Novel concept 1 occurrence

Procrastination

ELI5

Hamlet keeps putting off killing Claudius not because he is a coward or confused, but because something essential — accepting that there was always a gap or loss at the heart of things — hasn't clicked for him yet; and the whole play is just the slow, painful process of that clicking into place.

Definition

In Seminar 6, Lacan reframes Hamlet's procrastination not as a psychological weakness or a variant of Oedipal ambivalence but as a structural impossibility inscribed in the symbolic order itself. The block on action does not arise because Hamlet secretly identifies with Claudius (Freud's reading), nor because he wavers between competing demands of conscience and desire. Rather, action is suspended because the condition of possibility for the act — a genuine encounter with castration as lack — has not yet been traversed. The Other (the father's ghost, the symbolic order as such) already knows; there is no gap of ignorance to be filled, no surprise by which the act could be inaugurated. What is missing from the beginning is the subject's own appropriation of what castration means: the "slow birthing of castration" names the belated, painful realization that something was structurally absent from the very start.

Procrastination is therefore, for Lacan, the symptomatic form taken by a subject who has not yet come to terms with loss — who has not assumed the minus, the −φ, as constitutive of his own desire and his position in the symbolic order. The act only becomes possible once Hamlet has passed through this realization, but this passage costs him everything: his death coincides with, and is the price of, the completed act. Procrastination thus names the temporal stretch between the original trauma (the murder of the father, the theft of jouissance) and the moment when the subject can mobilize desire precisely because castration has been fully assumed — too late for survival, but not too late for the act itself.

Place in the corpus

This concept appears in jacques-lacan-seminar-6, Lacan's extended reading of Hamlet as a drama of desire, the Other, and the act. It serves as the pivot around which several canonical concepts are repositioned. Desire (cross-ref'd) cannot be mobilized into an act so long as its structural ground — castration — remains unassumed; procrastination is, in effect, desire stalled before it has acknowledged its own constitutive lack. Castration (cross-ref'd) is central: the "slow birthing" Lacan describes is precisely the subject's belated recognition of the original symbolic loss, the minus-phi that was always already operative but not yet owned. The Act and Debt and the Act (cross-ref'd) are what procrastination defers — the act here is not merely an empirical deed but a symbolic gesture that requires full subjective assumption of castration as its precondition.

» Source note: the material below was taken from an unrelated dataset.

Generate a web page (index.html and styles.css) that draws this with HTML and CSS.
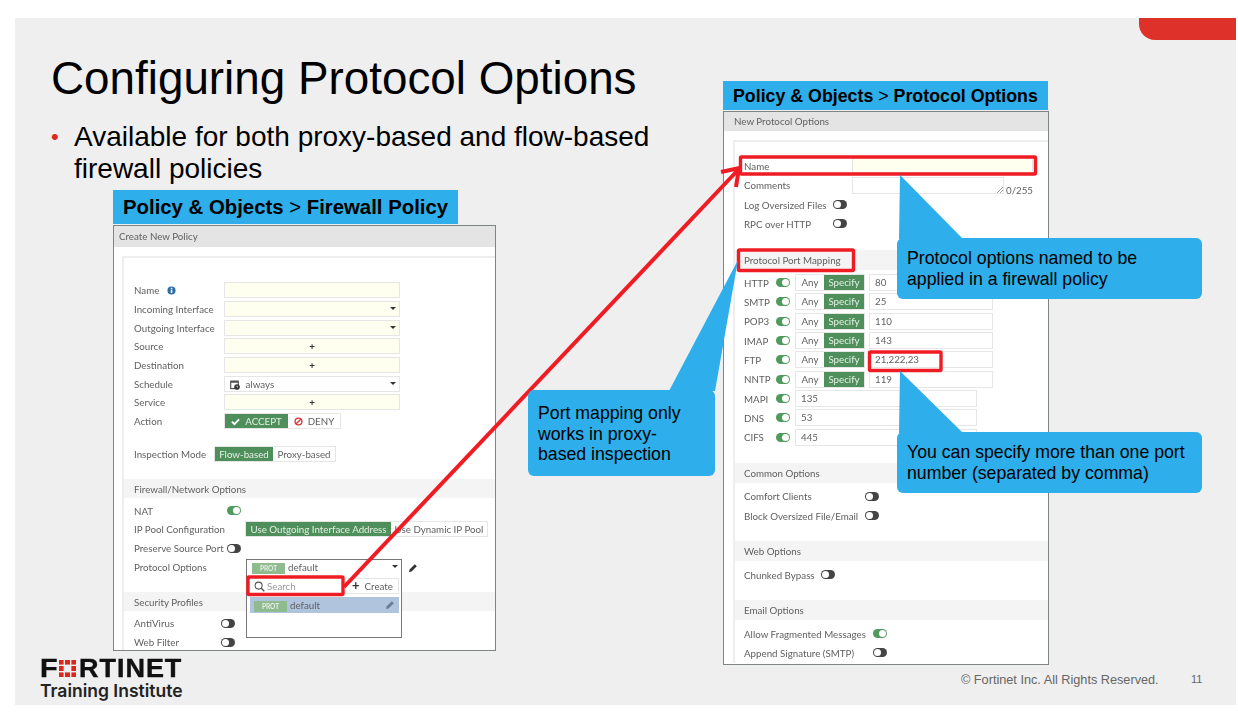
FILE: index.html
```html
<!DOCTYPE html>
<html lang="en">
<head>
    <title>Configuring Protocol Options</title>
    <link rel="stylesheet" href="styles.css">
</head>
<body>
<div class="slide">
    <div class="red-tab"></div>
    <h1 class="title">Configuring Protocol Options</h1>
    <ul class="bullets">
        <li>Available for both proxy-based and flow-based firewall policies</li>
    </ul>

    <div class="path path-left"><b>Policy &amp; Objects</b> &gt; <b>Firewall Policy</b></div>
    <div class="path path-right"><b>Policy &amp; Objects</b> &gt; <b>Protocol Options</b></div>

    <!-- Left window -->
    <div class="window window-left">
        <div class="win-title">Create New Policy</div>
        <div class="card">
            <div class="rows rows-first">
                <div class="row"><span class="lbl w90">Name <svg class="info" viewBox="0 0 10 10"><circle cx="5" cy="5" r="4.5" fill="#2f6ea5"/><rect x="4.2" y="4.2" width="1.7" height="3.6" fill="#fff"/><rect x="4.2" y="2" width="1.7" height="1.5" fill="#fff"/></svg></span><span class="inp yellow"></span></div>
                <div class="row"><span class="lbl w90">Incoming Interface</span><span class="inp yellow"><i class="caret"></i></span></div>
                <div class="row"><span class="lbl w90">Outgoing Interface</span><span class="inp yellow"><i class="caret"></i></span></div>
                <div class="row"><span class="lbl w90">Source</span><span class="inp yellow plus">+</span></div>
                <div class="row"><span class="lbl w90">Destination</span><span class="inp yellow plus">+</span></div>
                <div class="row"><span class="lbl w90">Schedule</span><span class="inp sched">
                    <svg class="cal" viewBox="0 0 10 10"><rect x=".7" y="1.2" width="7.6" height="7.4" fill="none" stroke="#555" stroke-width="1.2"/><rect x=".7" y=".8" width="7.6" height="2" fill="#555"/><circle cx="7" cy="7" r="2.8" fill="#333"/><path d="M7 5.6V7h1" stroke="#fff" stroke-width=".7" fill="none"/></svg>
                    always<i class="caret"></i></span></div>
                <div class="row"><span class="lbl w90">Service</span><span class="inp yellow plus">+</span></div>
                <div class="row"><span class="lbl w90">Action</span>
                    <span class="seg">
                        <span class="opt on act-accept"><svg class="tick" viewBox="0 0 10 10"><path d="M1 5.2l2.8 2.8L9 2.6" fill="none" stroke="#fff" stroke-width="2"/></svg>ACCEPT</span>
                        <span class="opt act-deny"><svg class="tick" viewBox="0 0 10 10"><circle cx="5" cy="5" r="3.8" fill="none" stroke="#d8363a" stroke-width="1.5"/><path d="M2.4 7.6l5.2-5.2" stroke="#d8363a" stroke-width="1.5"/></svg>DENY</span>
                    </span>
                </div>
            </div>
            <div class="row row-mode"><span class="lbl w80">Inspection Mode</span>
                <span class="seg">
                    <span class="opt on mode-flow">Flow-based</span>
                    <span class="opt mode-proxy">Proxy-based</span>
                </span>
            </div>
            <div class="band band-left">Firewall/Network Options</div>
            <div class="rows rows-sec">
                <div class="row"><span class="lbl w93">NAT</span><i class="toggle on"></i></div>
                <div class="row"><span class="lbl w111">IP Pool Configuration</span>
                    <span class="seg">
                        <span class="opt on pool-out">Use Outgoing Interface Address</span>
                        <span class="opt pool-dyn">Use Dynamic IP Pool</span>
                    </span>
                </div>
                <div class="row"><span class="lbl w93">Preserve Source Port</span><i class="toggle"></i></div>
                <div class="row"><span class="lbl w112">Protocol Options</span></div>
            </div>
            <div class="band band-left">Security Profiles</div>
            <div class="rows rows-sec">
                <div class="row"><span class="lbl w87">AntiVirus</span><i class="toggle"></i></div>
                <div class="row"><span class="lbl w87">Web Filter</span><i class="toggle"></i></div>
            </div>
        </div>
    </div>

    <!-- Protocol options dropdown, open over the left window -->
    <div class="dropdown">
        <div class="dd-select"><span class="prot">PROT</span>default<i class="caret"></i></div>
        <div class="dd-panel">
            <div class="dd-tools">
                <span class="dd-search"><svg class="glass" viewBox="0 0 10 10"><circle cx="4.2" cy="4.2" r="3.2" fill="none" stroke="#555" stroke-width="1"/><path d="M6.6 6.6L9.4 9.4" stroke="#555" stroke-width="1.3"/></svg>Search</span>
                <span class="dd-create"><b>+</b>Create</span>
            </div>
            <div class="dd-item"><span class="prot">PROT</span>default
                <svg class="pencil grey" viewBox="0 0 10 10"><path d="M1 9l.6-2.6L6.8 1.2l2 2L3.6 8.4z" fill="currentColor"/></svg>
            </div>
        </div>
    </div>
    <svg class="pencil pencil-out" viewBox="0 0 10 10"><path d="M1 9l.6-2.6L6.8 1.2l2 2L3.6 8.4z" fill="currentColor"/></svg>

    <!-- Right window -->
    <div class="window window-right">
        <div class="win-title win-title-r">New Protocol Options</div>
        <div class="card card-r">
            <div class="rows rows-first-r">
                <div class="row rrow"><span class="lbl w108">Name</span><span class="inp yellow name-inp"></span></div>
                <div class="row rrow"><span class="lbl w108">Comments</span><span class="textarea"><svg class="grip" viewBox="0 0 6 6"><path d="M0 6l6-6M3 6l3-3" stroke="#888" stroke-width=".8"/></svg></span><span class="count">0/255</span></div>
                <div class="row rrow"><span class="lbl w89">Log Oversized Files</span><i class="toggle"></i></div>
                <div class="row rrow"><span class="lbl w89">RPC over HTTP</span><i class="toggle"></i></div>
            </div>
            <div class="band band-right">Protocol Port Mapping</div>
            <div class="rows rows-ports">
                <div class="row rrow"><span class="lbl w32">HTTP</span><i class="toggle on"></i><span class="seg seg-port"><span class="opt any">Any</span><span class="opt on spec">Specify</span></span><span class="inp port">80</span></div>
                <div class="row rrow"><span class="lbl w32">SMTP</span><i class="toggle on"></i><span class="seg seg-port"><span class="opt any">Any</span><span class="opt on spec">Specify</span></span><span class="inp port">25</span></div>
                <div class="row rrow"><span class="lbl w32">POP3</span><i class="toggle on"></i><span class="seg seg-port"><span class="opt any">Any</span><span class="opt on spec">Specify</span></span><span class="inp port">110</span></div>
                <div class="row rrow"><span class="lbl w32">IMAP</span><i class="toggle on"></i><span class="seg seg-port"><span class="opt any">Any</span><span class="opt on spec">Specify</span></span><span class="inp port">143</span></div>
                <div class="row rrow"><span class="lbl w32">FTP</span><i class="toggle on"></i><span class="seg seg-port"><span class="opt any">Any</span><span class="opt on spec">Specify</span></span><span class="inp port">21,222,23</span></div>
                <div class="row rrow"><span class="lbl w32">NNTP</span><i class="toggle on"></i><span class="seg seg-port"><span class="opt any">Any</span><span class="opt on spec">Specify</span></span><span class="inp port">119</span></div>
                <div class="row rrow"><span class="lbl w32">MAPI</span><i class="toggle on"></i><span class="inp port-wide">135</span></div>
                <div class="row rrow"><span class="lbl w32">DNS</span><i class="toggle on"></i><span class="inp port-wide">53</span></div>
                <div class="row rrow"><span class="lbl w32">CIFS</span><i class="toggle on"></i><span class="inp port-wide">445</span></div>
            </div>
            <div class="band band-right">Common Options</div>
            <div class="rows rows-sec-r">
                <div class="row rrow"><span class="lbl w121">Comfort Clients</span><i class="toggle"></i></div>
                <div class="row rrow"><span class="lbl w121">Block Oversized File/Email</span><i class="toggle"></i></div>
            </div>
            <div class="band band-right">Web Options</div>
            <div class="rows rows-sec-r">
                <div class="row rrow"><span class="lbl w77">Chunked Bypass</span><i class="toggle"></i></div>
            </div>
            <div class="band band-right">Email Options</div>
            <div class="rows rows-sec-r">
                <div class="row rrow"><span class="lbl w129">Allow Fragmented Messages</span><i class="toggle on"></i></div>
                <div class="row rrow"><span class="lbl w129">Append Signature (SMTP)</span><i class="toggle"></i></div>
            </div>
        </div>
    </div>

    <!-- Red marks, arrow and callout tails, in page coordinates -->
    <svg class="marks" viewBox="15 18 1221 687">
        <g fill="none" stroke="#f01c24" stroke-width="3.4">
            <rect x="740.5" y="157" width="295" height="17" rx="1"/>
            <rect x="738.5" y="250" width="115" height="20.5" rx="1"/>
            <rect x="869.5" y="352" width="71.5" height="18.5" rx="1"/>
            <rect x="248" y="577" width="95" height="17.5" rx="1"/>
            <path d="M344 587L738 170" stroke-width="4"/>
            <path d="M721 172L739 168L736 187" stroke-width="4"/>
        </g>
        <g fill="#2eaeea">
            <path d="M900 175L963 239H899z"/>
            <path d="M900 371L963 433H899z"/>
            <path d="M738 260L669 391H715z"/>
        </g>
    </svg>

    <div class="callout call-name">Protocol options named to be applied in a firewall policy</div>
    <div class="callout call-port">You can specify more than one port number (separated by comma)</div>
    <div class="callout call-map">Port mapping only works in proxy-based inspection</div>

    <!-- Footer -->
    <div class="logo">
        <div class="wordmark"><span class="wide-f">F</span>
            <svg class="logo-o" viewBox="0 0 17 17">
                <g fill="#da291c">
                    <rect x="0" y="0" width="4.6" height="4.6"/><rect x="6" y="0" width="5" height="4.6"/><rect x="12.4" y="0" width="4.6" height="4.6"/>
                    <rect x="0" y="6" width="4.6" height="5"/><rect x="12.4" y="6" width="4.6" height="5"/>
                    <rect x="0" y="12.4" width="4.6" height="4.6"/><rect x="6" y="12.4" width="5" height="4.6"/><rect x="12.4" y="12.4" width="4.6" height="4.6"/>
                </g>
            </svg>
            <span class="wide-rest">RTINET</span></div>
        <div class="institute">Training Institute</div>
    </div>
    <div class="copyright">© Fortinet Inc. All Rights Reserved.</div>
    <div class="page-no">11</div>
</div>
</body>
</html>
```

FILE: styles.css
```css
body {
    margin: 0;
    background: #fff;
    font-family: "Liberation Sans", Arial, sans-serif;
    overflow: hidden;
}
.slide {
    position: relative;
    width: 1221px;
    height: 687px;
    margin: 18px 0 0 15px;
    background: #efefef;
}
.red-tab {
    position: absolute;
    right: 0;
    top: 0;
    width: 97px;
    height: 22px;
    background: #de3129;
    border-bottom-left-radius: 16px;
}
.title {
    position: absolute;
    left: 36px;
    top: 34px;
    margin: 0;
    font-size: 45.8px;
    line-height: 54px;
    font-weight: 400;
    color: #000;
}
.bullets {
    position: absolute;
    left: 36px;
    top: 103px;
    width: 620px;
    margin: 0;
    padding: 0 0 0 23px;
    list-style: none;
    font-size: 28px;
    line-height: 32px;
    color: #000;
}
.bullets li {
    position: relative;
}
.bullets li::before {
    content: "•";
    position: absolute;
    left: -23px;
    font-size: 22px;
    color: #da291c;
}
.path {
    position: absolute;
    background: #2eaeea;
    color: #000;
    font-size: 20.35px;
    white-space: nowrap;
}
.path-left {
    left: 98px;
    top: 172px;
    width: 335px;
    height: 34px;
    line-height: 34px;
    padding-left: 10px;
}
.path-right {
    left: 708px;
    top: 63px;
    width: 315px;
    height: 29px;
    line-height: 30px;
    padding-left: 10px;
    font-size: 17.8px;
}

/* screenshots */
.window {
    position: absolute;
    box-sizing: border-box;
    background: #fff;
    border: 1.5px solid #7f8582;
    overflow: hidden;
    font-family: Lato, "Liberation Sans", sans-serif;
    font-size: 9.75px;
    color: #5f5f5f;
    filter: blur(0.3px);
}
.window-left {
    left: 98px;
    top: 207px;
    width: 383px;
    height: 426px;
}
.window-right {
    left: 708px;
    top: 93px;
    width: 326px;
    height: 554px;
}
.win-title {
    height: 21px;
    line-height: 21px;
    padding-left: 5px;
    background: #e4e4e4;
}
.win-title-r {
    height: 19px;
    line-height: 19px;
    padding-left: 10px;
}
.card {
    margin: 9px 0 0 8px;
    border-left: 2px solid #eee;
    border-top: 2px solid #eee;
    background: #fff;
}
.card-r {
    margin: 9px 0 0 9px;
}
.rows-first { padding-top: 23px; }
.rows-sec { padding-top: 3px; }
.rows-first-r { padding-top: 14.2px; }
.rows-ports { padding-top: 3.5px; }
.rows-sec-r { padding-top: 3.7px; }
.row {
    display: flex;
    align-items: center;
    height: 18.67px;
    padding-left: 10px;
}
.rrow {
    height: 19.33px;
    padding-left: 9px;
}
.row-mode {
    margin-top: 14.5px;
}
.lbl {
    flex: none;
    white-space: nowrap;
}
.w32 { width: 32px; }
.w77 { width: 77px; }
.w80 { width: 80px; }
.w87 { width: 87px; }
.w89 { width: 89px; }
.w90 { width: 90px; }
.w93 { width: 93px; }
.w108 { width: 108px; }
.w111 { width: 111px; }
.w112 { width: 112px; }
.w121 { width: 121px; }
.w129 { width: 129px; }
.info {
    width: 9px;
    height: 9px;
    margin-left: 5px;
    vertical-align: -1px;
}
.inp {
    position: relative;
    box-sizing: border-box;
    display: block;
    width: 176px;
    height: 16px;
    line-height: 14px;
    border: 1px solid #e6e6e6;
    background: #fff;
}
.yellow {
    background: #fffff0;
}
.plus {
    text-align: center;
    color: #333;
    font-weight: 700;
}
.sched {
    padding-left: 5px;
}
.cal {
    width: 10px;
    height: 10px;
    margin-right: 3px;
    vertical-align: -2px;
}
.caret {
    position: absolute;
    right: 3px;
    top: 5px;
    border: 3px solid transparent;
    border-top: 3px solid #333;
}
.seg {
    display: flex;
    box-sizing: border-box;
    height: 16px;
    line-height: 14px;
    border: 1px solid #e6e6e6;
}
.opt {
    display: block;
    text-align: center;
    white-space: nowrap;
}
.opt.on {
    background: #4f8f5c;
    color: #e4f0e4;
}
.tick {
    width: 9px;
    height: 9px;
    margin-right: 5px;
    vertical-align: -1px;
}
.act-accept { width: 63px; }
.act-deny { width: 52px; }
.mode-flow { width: 58px; }
.mode-proxy { width: 62px; }
.pool-out { width: 145px; }
.pool-dyn { width: 96px; }
.band {
    background: #f4f4f4;
    padding-left: 10px;
}
.band-left {
    margin-top: 16px;
    height: 19px;
    line-height: 20px;
}
.band-right {
    margin-top: 16px;
    height: 20px;
    line-height: 20px;
    padding-left: 9px;
}
.toggle {
    position: relative;
    flex: none;
    display: block;
    width: 14px;
    height: 9px;
    border-radius: 5px;
    background: #444;
}
.toggle::after {
    content: "";
    position: absolute;
    left: 1px;
    top: 1px;
    width: 7px;
    height: 7px;
    border-radius: 50%;
    background: #fff;
}
.toggle.on {
    background: #4f9a5d;
}
.toggle.on::after {
    left: 6px;
}
.seg-port {
    margin-left: 5px;
    height: 17px;
    line-height: 15px;
    width: 70px;
}
.any {
    width: 28px;
}
.spec {
    width: 40px;
}
.port {
    width: 124px;
    height: 17px;
    margin-left: 4px;
    padding-left: 5px;
    line-height: 15px;
}
.port-wide {
    width: 182px;
    height: 17px;
    margin-left: 5px;
    padding-left: 5px;
    line-height: 15px;
}
.name-inp {
    width: 181px;
    height: 15px;
}
.textarea {
    position: relative;
    box-sizing: border-box;
    display: block;
    width: 152px;
    height: 17px;
    border: 1px solid #e6e6e6;
}
.grip {
    position: absolute;
    right: 0;
    bottom: 0;
    width: 6px;
    height: 6px;
}
.count {
    margin: 9px 0 0 2px;
}

/* open dropdown */
.dropdown {
    position: absolute;
    left: 231px;
    top: 541px;
    width: 156px;
    font-family: Lato, "Liberation Sans", sans-serif;
    font-size: 9.75px;
    color: #5f5f5f;
    filter: blur(0.3px);
}
.dd-select {
    position: relative;
    box-sizing: border-box;
    height: 17px;
    line-height: 15px;
    padding-left: 5px;
    background: #fff;
    border: 1px solid #777;
    border-bottom: none;
}
.prot {
    display: inline-block;
    width: 33px;
    height: 11px;
    line-height: 11px;
    margin-right: 3px;
    background: #8fbb8f;
    color: #e6f0e6;
    font-size: 6.5px;
    font-weight: 700;
    text-align: center;
}
.dd-panel {
    box-sizing: border-box;
    height: 62px;
    padding: 2px 2px 0 3px;
    background: #fff;
    border: 1px solid #777;
    border-top: none;
}
.dd-tools {
    display: flex;
    height: 16px;
    line-height: 16px;
}
.dd-search {
    flex: 1;
    padding-left: 4px;
    color: #999;
}
.glass {
    width: 11px;
    height: 11px;
    margin-right: 2px;
    vertical-align: -2px;
}
.dd-create {
    box-sizing: border-box;
    width: 54px;
    padding-left: 6px;
    line-height: 14px;
    border: 1px solid #e6e6e6;
}
.dd-create b {
    margin-right: 5px;
    font-size: 13px;
    line-height: 12px;
    color: #333;
}
.dd-item {
    position: relative;
    height: 16px;
    line-height: 16px;
    margin-top: 3px;
    padding-left: 4px;
    background: #b0c4de;
}
.pencil {
    width: 10px;
    height: 10px;
    color: #333;
}
.grey {
    position: absolute;
    right: 4px;
    top: 3px;
    color: #6b7c90;
}
.pencil-out {
    position: absolute;
    left: 393px;
    top: 545px;
}

/* annotations */
.marks {
    position: absolute;
    left: 0;
    top: 0;
    width: 1221px;
    height: 687px;
}
.callout {
    position: absolute;
    box-sizing: border-box;
    padding: 0 10px;
    display: flex;
    align-items: center;
    background: #2eaeea;
    border-radius: 6px;
    color: #000;
    font-size: 17.7px;
    line-height: 20.5px;
}
.call-name {
    left: 882px;
    top: 220px;
    width: 305px;
    height: 61px;
}
.call-port {
    left: 882px;
    top: 414px;
    width: 305px;
    height: 61px;
}
.call-map {
    left: 513px;
    top: 372px;
    width: 187px;
    height: 86px;
    padding: 2px 14px 0 10px;
}

/* footer */
.logo {
    position: absolute;
    left: 25px;
    top: 641px;
    width: 150px;
}
.wordmark {
    display: flex;
    align-items: center;
    height: 18px;
    font-size: 25px;
    font-weight: 700;
    color: #111;
    -webkit-text-stroke: 0.4px #111;
}
.wide-f {
    width: 19px;
    transform: scaleX(1.15);
    transform-origin: left center;
}
.wide-rest {
    transform: scaleX(1.08);
    transform-origin: left center;
    letter-spacing: 0.9px;
    white-space: nowrap;
}
.logo-o {
    flex: none;
    width: 17px;
    height: 17px;
    margin-right: 3px;
}
.institute {
    margin-top: 3px;
    font-family: Inter, "Liberation Sans", sans-serif;
    font-size: 17.5px;
    line-height: 21px;
    font-weight: 600;
    color: #222;
    white-space: nowrap;
}
.copyright {
    position: absolute;
    left: 946px;
    top: 655px;
    font-size: 12.7px;
    color: #666;
}
.page-no {
    position: absolute;
    left: 1176px;
    top: 655px;
    font-size: 11px;
    color: #666;
}
```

Vis-à-vis the Oedipus Complex (cross-ref'd), the concept performs a clear critical move: where Freud diagnosed Hamlet's delay as repressed Oedipal identification with the father-murderer, Lacan's procrastination concept displaces the explanation from imaginary rivalry onto the structural logic of the signifier and the Other. The Other (cross-ref'd) already knowing removes the alibi of ignorance; there is no Oedipal narrative arc to complete, only a structural impasse to traverse. The Signifier (cross-ref'd) is implicated insofar as the subject's position — constituted in and by the signifying chain — is what holds him suspended: the inter-signifier gap that ordinarily generates desire here freezes into immobility until castration is finally, fatally, assumed. Procrastination is thus a unique concept in the corpus because it maps the temporal dimension of the subject's relation to castration and the act — not a static structural description but a drama of delay with a death-bound resolution.

Key formulations

Seminar VI · Desire and Its InterpretationJacques Lacan · 1958 (p.258)

Hamlet procrastinates, and he does so throughout the play, making it the procrastination play par excellence.

The phrase "procrastination play par excellence" is theoretically loaded because it elevates a contingent dramatic feature — Hamlet's delay — into a structural designation: the entire play becomes the name of a specific subjective position. By calling it the procrastination play "par excellence," Lacan signals that this is not one dramatic flaw among others but the organizing principle of the text, the symptom that his structural (rather than Oedipal-psychological) analysis must explain.

All occurrences

Where it appears in the corpus (1)

  1. #01

    Seminar VI · Desire and Its Interpretation · Jacques Lacan · p.258

    IMPOSSIBLE ACTION

    Theoretical move: Lacan argues that Hamlet's procrastination is not an Oedipal hesitation but a structural impossibility: action is blocked because both father and son already know (the Other knows), and it is only through a "slow birthing of castration" — the realization of what was missing from the start — that the act becomes possible, though at the cost of Hamlet's own death.

    Hamlet procrastinates, and he does so throughout the play, making it the procrastination play par excellence.